After finishing 16th in that race, he took to Twitter to state: “This is 1 week of 10. We will win next week.”

It’s sad that you work so hard all year long and come in there with bonus points in the NASCAR Chase for the Sprint Cup and you used them up all in one race.

The big thing is he and his team didn’t fall totally out of sight — they are 15 points back — but at the same time they gave up a lot of valuable positions that may come back to haunt them later on.

He’s one driver to watch this weekend, though, because he said he was going to win, he ran well at New Hampshire and dominated there earlier in the season, but he still got beaten by Kasey Kahne.

Kasey Kahne’s another one, he’s going to have to beat Hamlin’s No. 11 team. As for sleepers in the field right now, you’ve got to look at Tony Stewart, as well as Brad Keselowski.

Brad finished in the top five the first race at New Hampshire this year and those two guys have got to keep the touch.

Obviously last but not least, Five-Time himself. Jimmie Johnson is would like to get to Victory Lane and reestablish the fact that he is on top, but I think it’s going to be a tough weekend for him.

Jimmie will run well, but I think these other guys are going to slide him back to a top-10, top-five finish. He’s going to be hard-pressed to be able to beat them.

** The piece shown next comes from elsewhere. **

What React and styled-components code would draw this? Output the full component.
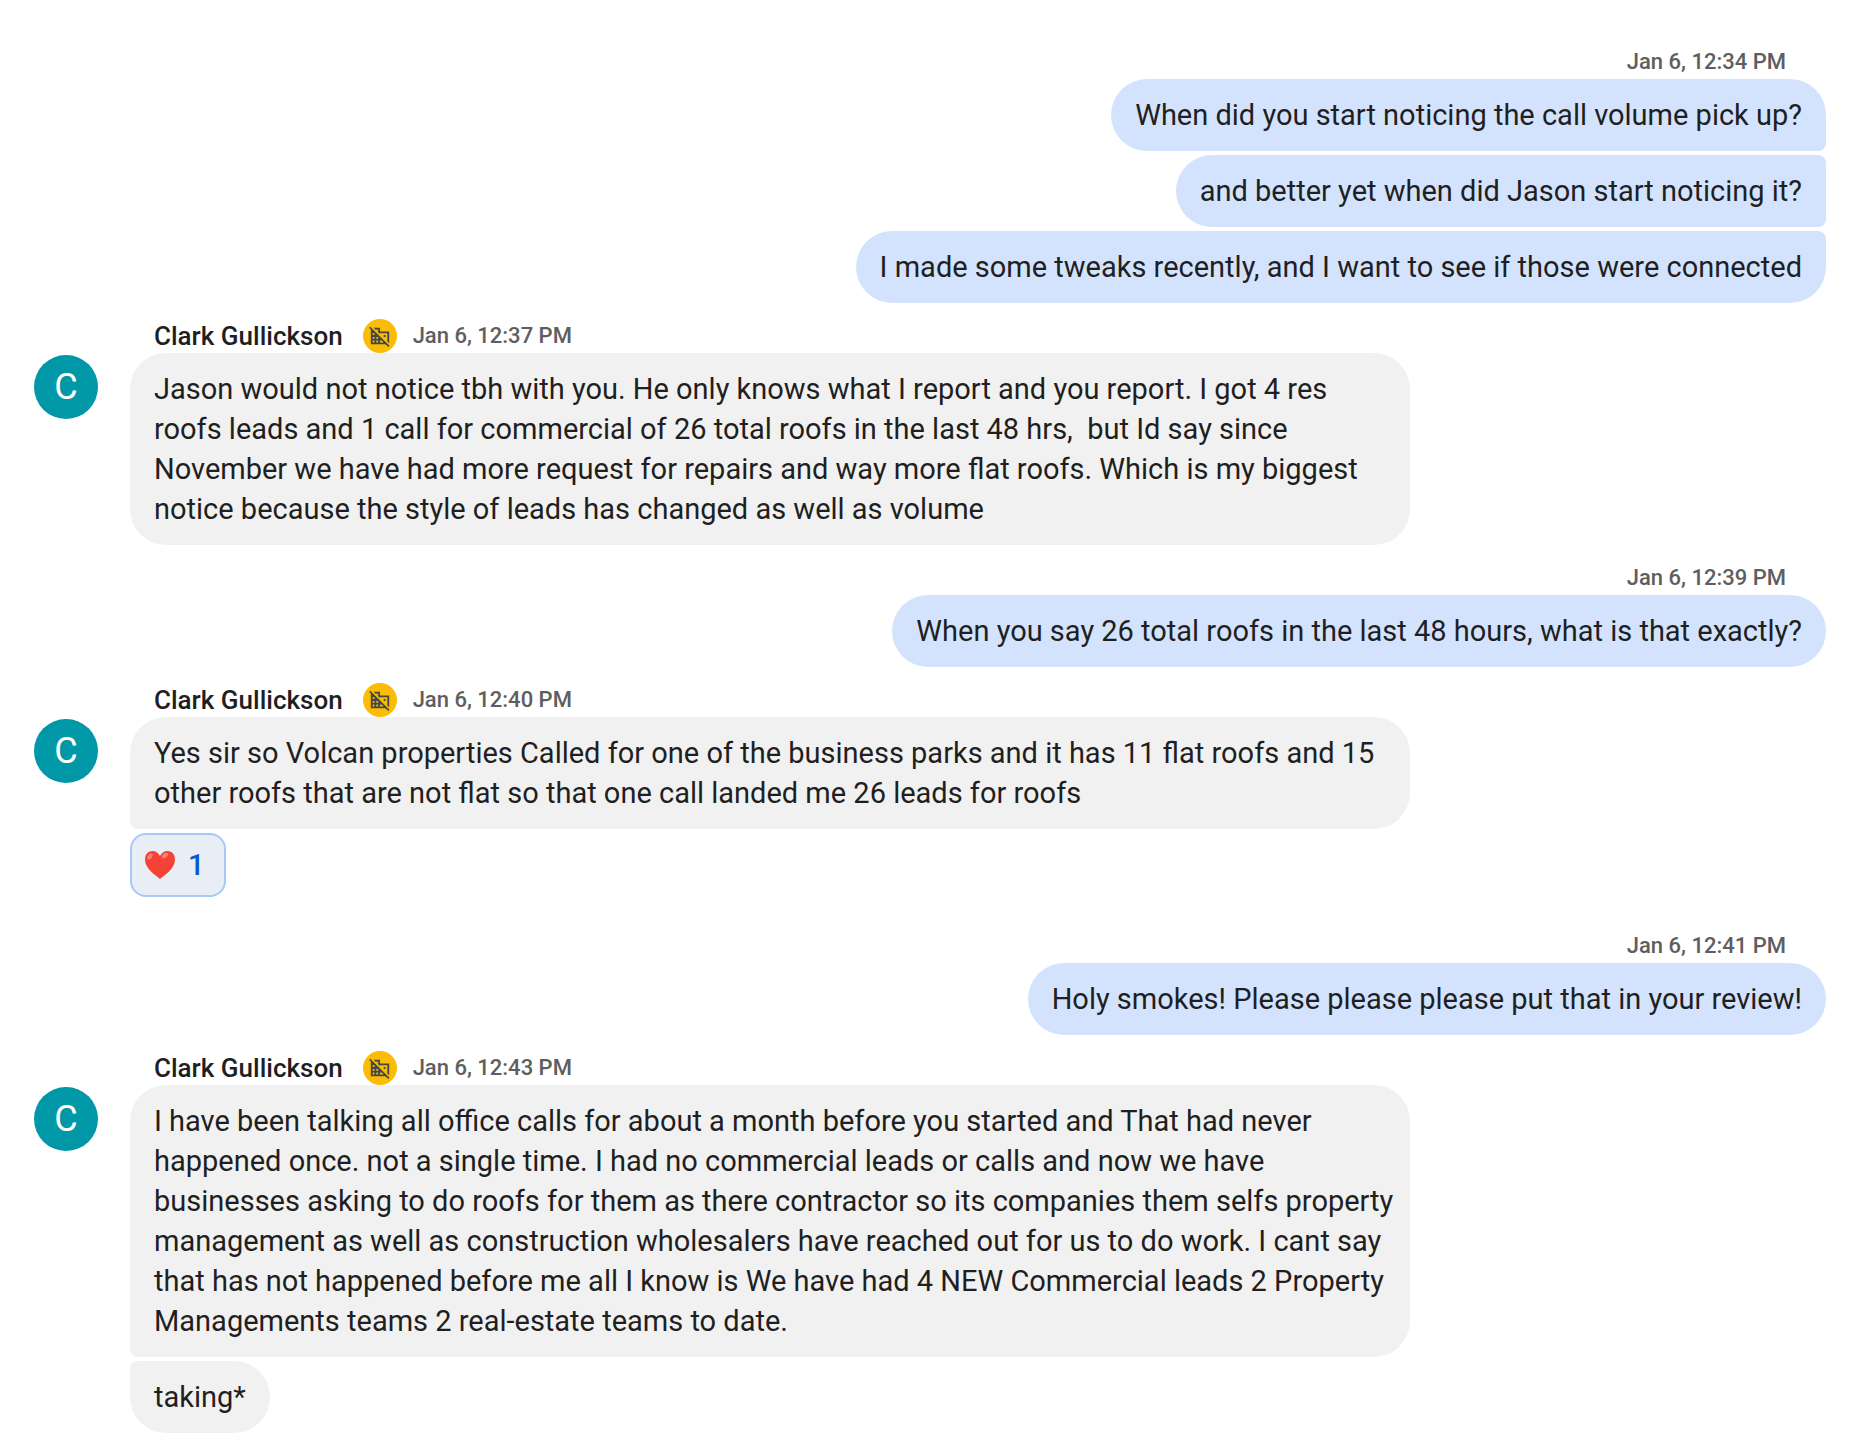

New Hampshire is a drivers’ racetrack. You want to attack the corner and make things happen and you’ve got to make drivers understand that you make up all your time from center out.

You float it in, don’t overdrive it getting in, then the crew chief and team can make the car work. If you’ve got a car that turns good through the center, then you can take advantage of a lot of guys because they don’t have the same finesse.

That’s the key — you’ve got to have enough discipline to slow down to go fast.